Michael Oakley: Looking to the Future
For Michael directing is all about communication. It’s about speaking to actors in a language they can understand to allow them to develop a dialogue with the audience. “The starting point is realising that you have a story to tell – or if it is a play that has been done lots of times, finding an angle. The audience is the most important part of the equation.
“The play has got to speak to them. If it doesn’t then why are you doing it? It’s your job to highlight what the play has to say to an audience, to tell the story in a way that’s relevant to us today.”
Having worked a lot alongside Sir Trevor and having dipped his toe in the water of commercial theatre the time has come to strike out on his own. “There comes a time when you have to say that I have learned enough tools from other people now I have to develop myself.
“It’s a scary decision to make but then again you have to be slightly mad to even want to work in theatre.
The life of a freelancer is very feast and famine. For me the next stage has to be to say: ‘No more associate work, I am going it alone.
“I have been very lucky that my own work has been well received. I was very lucky to work at the Bristol Old Vic with Caroline Quentin in Fanny Hill. It’s a very important play and has a lot to say to people in 2016. It’s very bawdy and Louise, our heroine, derives a false sense of security as she entertains the audience and it’s rather naughty and a lot of fun but then there’s a twist.
“I love that about plays. You can seduce an audience with the comedy and then introduce some tragedy and it really packs a punch. I love the fact that audiences respond to that.

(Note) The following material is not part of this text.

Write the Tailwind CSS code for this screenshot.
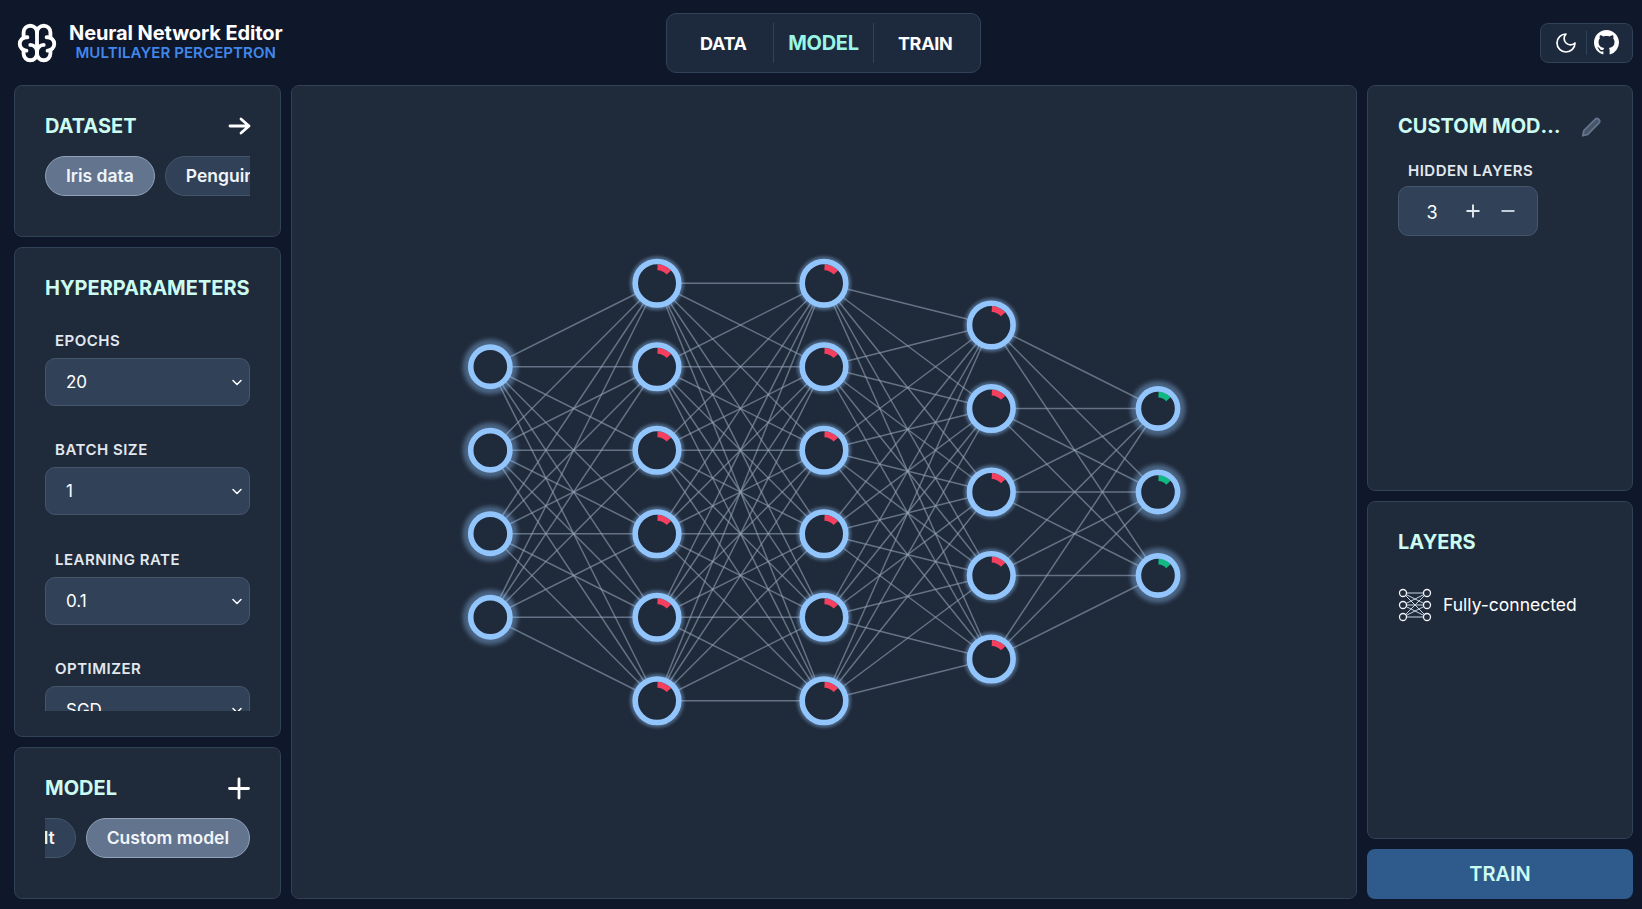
<!doctype html>
<html>
<head>
<meta charset="utf-8">
<script src="https://cdn.jsdelivr.net/npm/@tailwindcss/browser@4"></script>
</head>
<body class="h-[909px] w-[1642px] overflow-hidden bg-[#0f172a] font-['Inter',sans-serif] text-white">
<div class="flex h-full flex-col px-[14px] pb-[10px] pr-[9px]">
  <!-- header -->
  <header class="relative flex h-[85px] shrink-0 items-center justify-between">
    <div class="flex items-center gap-[9px]">
      <svg class="h-[46px] w-[46px]" viewBox="0 0 24 24" fill="none" stroke="white" stroke-width="2" stroke-linecap="round" stroke-linejoin="round">
        <path d="M15.500 13a3.500 3.500 0 0 0 -3.500 3.500v1a3.500 3.500 0 0 0 7 0v-1.800"/>
        <path d="M8.500 13a3.500 3.500 0 0 1 3.500 3.500v1a3.500 3.500 0 0 1 -7 0v-1.800"/>
        <path d="M17.500 16a3.500 3.500 0 0 0 0 -7h-.5"/>
        <path d="M19 9.300v-2.800a3.500 3.500 0 0 0 -7 0"/>
        <path d="M6.500 16a3.500 3.500 0 0 1 0 -7h.5"/>
        <path d="M5 9.300v-2.800a3.500 3.500 0 0 1 7 0v10"/>
      </svg>
      <div class="mb-[2px] flex flex-col items-center leading-none">
        <div class="text-[20px] font-bold leading-[22px] tracking-[-0.1px]">Neural Network Editor</div>
        <div class="text-[15px] font-semibold leading-[17px] tracking-[0.1px] text-[#4287eb]">MULTILAYER PERCEPTRON</div>
      </div>
    </div>
    <nav class="absolute left-[652px] top-[13px] flex h-[60px] w-[315px] items-center justify-center rounded-[10px] border border-slate-700 bg-slate-800 text-[18px] font-bold tracking-[-0.3px]">
      <span class="w-[106px] pl-[7px] text-center">DATA</span>
      <span class="h-[40px] w-[1px] bg-slate-700"></span>
      <span class="w-[100px] text-center text-[20px] text-[#99f6e4]">MODEL</span>
      <span class="h-[40px] w-[1px] bg-slate-700"></span>
      <span class="w-[106px] pr-[4px] text-center">TRAIN</span>
    </nav>
    <div class="flex h-[40px] w-[93px] items-center rounded-[8px] border border-slate-700 bg-slate-800">
      <div class="flex w-[45px] justify-center pl-[4px]">
        <svg class="h-[24px] w-[24px]" viewBox="0 0 24 24" fill="none" stroke="white" stroke-width="1.700" stroke-linecap="round" stroke-linejoin="round"><path d="M12 3a6 6 0 0 0 9 9 9 9 0 1 1 -9 -9z"/></svg>
      </div>
      <span class="h-[24px] w-[1px] bg-slate-700"></span>
      <div class="flex flex-1 justify-center pr-[6px]">
        <svg class="h-[25px] w-[25px]" viewBox="0 0 16 16" fill="white"><path d="M8 0C3.58 0 0 3.58 0 8c0 3.54 2.29 6.53 5.47 7.59.4.07.55-.17.55-.38 0-.19-.01-.82-.01-1.49-2.01.37-2.53-.49-2.69-.94-.09-.23-.48-.94-.82-1.13-.28-.15-.68-.52-.01-.53.63-.01 1.08.58 1.23.82.72 1.21 1.87.87 2.33.66.07-.52.28-.87.51-1.07-1.78-.2-3.64-.89-3.64-3.95 0-.87.31-1.59.82-2.15-.08-.2-.36-1.02.08-2.12 0 0 .67-.21 2.2.82.64-.18 1.32-.27 2-.27s1.36.09 2 .27c1.53-1.04 2.2-.82 2.2-.82.44 1.1.16 1.92.08 2.12.51.56.82 1.27.82 2.15 0 3.07-1.87 3.75-3.65 3.95.29.25.54.73.54 1.48 0 1.07-.01 1.93-.01 2.2 0 .21.15.46.55.38A8.01 8.01 0 0 0 16 8c0-4.42-3.58-8-8-8z"/></svg>
      </div>
    </div>
  </header>

  <main class="flex min-h-0 flex-1 gap-[10px]">
    <!-- left column -->
    <aside class="flex w-[267px] shrink-0 flex-col gap-[10px]">
      <section class="h-[152px] shrink-0 rounded-[8px] border border-slate-700 bg-[#1f2a3a] px-[30px] pt-[26px]">
        <div class="flex h-[28px] items-center justify-between text-[20px] font-bold text-[#ccfbf1]">
          <span>DATASET</span>
          <svg class="h-[24px] w-[24px] overflow-visible" viewBox="0 0 24 24" fill="none" stroke="white" stroke-width="2.800" stroke-linecap="round" stroke-linejoin="round"><path d="M4 12h19M15 5l8 7-8 7"/></svg>
        </div>
        <div class="mt-[16px] flex gap-[10px] overflow-hidden text-[17.500px] font-semibold text-slate-100">
          <span class="flex h-[40px] shrink-0 items-center rounded-full border border-slate-400 bg-slate-500 px-[20px] pt-[1px]">Iris data</span>
          <span class="flex h-[40px] shrink-0 items-center rounded-full border border-slate-600 bg-slate-700 px-[20px] pt-[1px]">Penguins</span>
        </div>
      </section>
      <section class="flex min-h-0 flex-1 flex-col rounded-[8px] border border-slate-700 bg-[#1f2a3a] px-[30px] pb-[25px] pt-[26px]">
        <h2 class="flex h-[28px] shrink-0 items-center text-[20px] font-bold text-[#ccfbf1]">HYPERPARAMETERS</h2>
        <div class="mt-[22px] flex min-h-0 flex-1 flex-col overflow-hidden">
          <div class="shrink-0">
            <label class="block h-[34px] pl-[10px] pt-[8px] text-[15px] font-semibold leading-[18px] tracking-[0.5px] text-slate-200">EPOCHS</label>
            <div class="relative">
              <select class="h-[48px] w-full appearance-none rounded-[10px] border border-slate-600 bg-slate-700 px-[20px] pt-[2px] text-[17px] text-white"><option>20</option></select>
              <svg class="absolute right-[8px] top-[20px] h-[9px] w-[10px]" viewBox="0 0 10 9" fill="none" stroke="white" stroke-width="1.500" stroke-linecap="round" stroke-linejoin="round"><path d="M1 2.500l4 4 4-4"/></svg>
            </div>
          </div>
          <div class="mt-[27px] shrink-0">
            <label class="block h-[34px] pl-[10px] pt-[8px] text-[15px] font-semibold leading-[18px] tracking-[0.5px] text-slate-200">BATCH SIZE</label>
            <div class="relative">
              <select class="h-[48px] w-full appearance-none rounded-[10px] border border-slate-600 bg-slate-700 px-[20px] pt-[2px] text-[17px] text-white"><option>1</option></select>
              <svg class="absolute right-[8px] top-[20px] h-[9px] w-[10px]" viewBox="0 0 10 9" fill="none" stroke="white" stroke-width="1.500" stroke-linecap="round" stroke-linejoin="round"><path d="M1 2.500l4 4 4-4"/></svg>
            </div>
          </div>
          <div class="mt-[28px] shrink-0">
            <label class="block h-[34px] pl-[10px] pt-[8px] text-[15px] font-semibold leading-[18px] tracking-[0.5px] text-slate-200">LEARNING RATE</label>
            <div class="relative">
              <select class="h-[48px] w-full appearance-none rounded-[10px] border border-slate-600 bg-slate-700 px-[20px] pt-[2px] text-[17px] text-white"><option>0.1</option></select>
              <svg class="absolute right-[8px] top-[20px] h-[9px] w-[10px]" viewBox="0 0 10 9" fill="none" stroke="white" stroke-width="1.500" stroke-linecap="round" stroke-linejoin="round"><path d="M1 2.500l4 4 4-4"/></svg>
            </div>
          </div>
          <div class="mt-[27px] shrink-0">
            <label class="block h-[34px] pl-[10px] pt-[8px] text-[15px] font-semibold leading-[18px] tracking-[0.5px] text-slate-200">OPTIMIZER</label>
            <div class="relative">
              <select class="h-[48px] w-full appearance-none rounded-[10px] border border-slate-600 bg-slate-700 px-[20px] pt-[2px] text-[17px] text-white"><option>SGD</option></select>
              <svg class="absolute right-[8px] top-[20px] h-[9px] w-[10px]" viewBox="0 0 10 9" fill="none" stroke="white" stroke-width="1.500" stroke-linecap="round" stroke-linejoin="round"><path d="M1 2.500l4 4 4-4"/></svg>
            </div>
          </div>
        </div>
      </section>
      <section class="h-[152px] shrink-0 rounded-[8px] border border-slate-700 bg-[#1f2a3a] px-[30px] pt-[26px]">
        <div class="flex h-[28px] items-center justify-between text-[20px] font-bold text-[#ccfbf1]">
          <span>MODEL</span>
          <svg class="h-[24px] w-[24px] overflow-visible" viewBox="0 0 24 24" fill="none" stroke="white" stroke-width="2.800" stroke-linecap="round"><path d="M13 3v19M3.500 12.500h19"/></svg>
        </div>
        <div class="mt-[16px] flex justify-end gap-[10px] overflow-hidden text-[17.500px] font-semibold text-slate-100">
          <span class="flex h-[40px] shrink-0 items-center rounded-full border border-slate-600 bg-slate-700 px-[20px] pt-[1px]">Default</span>
          <span class="flex h-[40px] shrink-0 items-center rounded-full border border-slate-400 bg-slate-500 px-[20px] pt-[1px]">Custom model</span>
        </div>
      </section>
    </aside>

    <!-- canvas -->
    <section class="relative min-w-0 flex-1 rounded-[8px] border border-slate-700 bg-[#1f2a3a]">
      <svg id="net" class="absolute left-[-1px] top-[-1px]" width="1066" height="814" viewBox="291 85 1066 814"></svg>
    </section>

    <!-- right column -->
    <aside class="flex w-[266px] shrink-0 flex-col gap-[10px]">
      <section class="h-[406px] shrink-0 rounded-[8px] border border-slate-700 bg-[#1f2a3a] px-[30px] pt-[26px]">
        <div class="flex h-[28px] items-center justify-between">
          <span class="w-[165px] truncate text-[20px] font-bold text-[#ccfbf1]">CUSTOM MODEL</span>
          <svg class="mt-[1px] h-[22px] w-[22px]" viewBox="0 0 24 24" fill="#475569" stroke="#64748b" stroke-width="2" stroke-linejoin="round"><path d="M3 21.500l1.200-5.500L16.500 3.700a2.800 2.800 0 0 1 4 4L8.500 20z"/></svg>
        </div>
        <div class="mt-[21px] pl-[10px] text-[15px] font-semibold leading-[20px] tracking-[0.5px] text-slate-200">HIDDEN LAYERS</div>
        <div class="mt-[5px] flex h-[50px] w-[140px] items-center rounded-[10px] border border-slate-600 bg-slate-700 text-[18px]">
          <span class="ml-[26px] w-[14px] pt-[2px] text-center">3</span>
          <svg class="ml-[26px] h-[16px] w-[16px]" viewBox="0 0 16 16" fill="none" stroke="#e2e8f0" stroke-width="1.900"><path d="M1.500 8h13M8 1.500v13"/></svg>
          <svg class="ml-[19px] h-[16px] w-[16px]" viewBox="0 0 16 16" fill="none" stroke="#cbd5e1" stroke-width="1.900"><path d="M1.500 8h13"/></svg>
        </div>
      </section>
      <section class="min-h-0 flex-1 rounded-[8px] border border-slate-700 bg-[#1f2a3a] px-[30px] pt-[26px]">
        <h2 class="flex h-[28px] items-center text-[20px] font-bold text-[#ccfbf1]">LAYERS</h2>
        <div class="mt-[32px] flex items-center gap-[11px]">
          <svg class="h-[34px] w-[34px]" viewBox="0 0 34 34" fill="none" stroke="#e5e7eb" stroke-width="1"><g stroke="#cbd5e1"><path d="M5 5h24M5 17h24M5 29h24M5 5l24 12M5 5l24 24M5 17l24-12M5 17l24 12M5 29l24-24M5 29l24-12"/></g><g fill="#1f2a3a" stroke="#f1f5f9" stroke-width="1.300"><circle cx="5" cy="5" r="3.500"/><circle cx="5" cy="17" r="3.500"/><circle cx="5" cy="29" r="3.500"/><circle cx="29" cy="5" r="3.500"/><circle cx="29" cy="17" r="3.500"/><circle cx="29" cy="29" r="3.500"/></g></svg>
          <span class="text-[17.500px]">Fully-connected</span>
        </div>
      </section>
      <button class="flex h-[50px] shrink-0 items-center justify-center rounded-[8px] bg-[#2f5b8c] text-[20px] font-semibold text-[#ccfbf1]">TRAIN</button>
    </aside>
  </main>
</div>
<script>
(function(){
  var NS='http://www.w3.org/2000/svg', svg=document.getElementById('net');
  var xs=[490.3,657,824,991.3,1158], counts=[4,6,6,5,3], dy=83.5, cy=492;
  function el(n,a){var e=document.createElementNS(NS,n);for(var k in a)e.setAttribute(k,a[k]);return e;}
  var defs=el('defs',{});
  var f1=el('filter',{id:'g1',x:'-60%',y:'-60%',width:'220%',height:'220%'});f1.appendChild(el('feGaussianBlur',{stdDeviation:'2'}));
  var f2=el('filter',{id:'g2',x:'-60%',y:'-60%',width:'220%',height:'220%'});f2.appendChild(el('feGaussianBlur',{stdDeviation:'1.5'}));
  defs.appendChild(f1);defs.appendChild(f2);svg.appendChild(defs);
  var layers=xs.map(function(x,i){var n=counts[i],o=[];for(var j=0;j<n;j++)o.push([x,cy+(j-(n-1)/2)*dy]);return o;});
  for(var i=0;i<4;i++)layers[i].forEach(function(a){layers[i+1].forEach(function(b){
    svg.appendChild(el('line',{x1:a[0],y1:a[1],x2:b[0],y2:b[1],stroke:'#94a3b8','stroke-opacity':'0.6','stroke-width':'1.500'}));
  });});
  layers.forEach(function(l,i){
    var outer=(i==0||i==4), r=outer?19.6:21.8;
    l.forEach(function(p){
      var x=p[0],y=p[1];
      svg.appendChild(el('circle',{cx:x,cy:y,r:outer?27.5:27,fill:'#93c5fd','fill-opacity':'0.38',filter:outer?'url(#g1)':'url(#g2)'}));
      svg.appendChild(el('circle',{cx:x,cy:y,r:r,fill:'#1f2a3a'}));
      if(i>0){
        var ar=outer?14:16,sw=6,a=48*Math.PI/180;
        svg.appendChild(el('path',{d:'M'+(x+0.5)+' '+(y-ar)+'A'+ar+' '+ar+' 0 0 1 '+(x+ar*Math.sin(a))+' '+(y-ar*Math.cos(a)),fill:'none',stroke:i==4?'#10b981':'#f43f5e','stroke-width':sw}));
      }
      svg.appendChild(el('circle',{cx:x,cy:y,r:r,fill:'none',stroke:'#93c5fd','stroke-width':'5.600'}));
    });
  });
})();
</script>
</body>
</html>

“I would to do more of this sort of work. You have to remember that you are there to entertain the audience. I would hate to discover that someone sat through one of the plays I had directed and were bored.
“When I am reading a play I am looking at the language, looking for distinct character voices. If it has good characters then it will attract good actors to do it. I like human stories and I love to be in a theatre and then be taken to another place that seems to be separate from our everyday world and yet it is happening in front of your eyes.”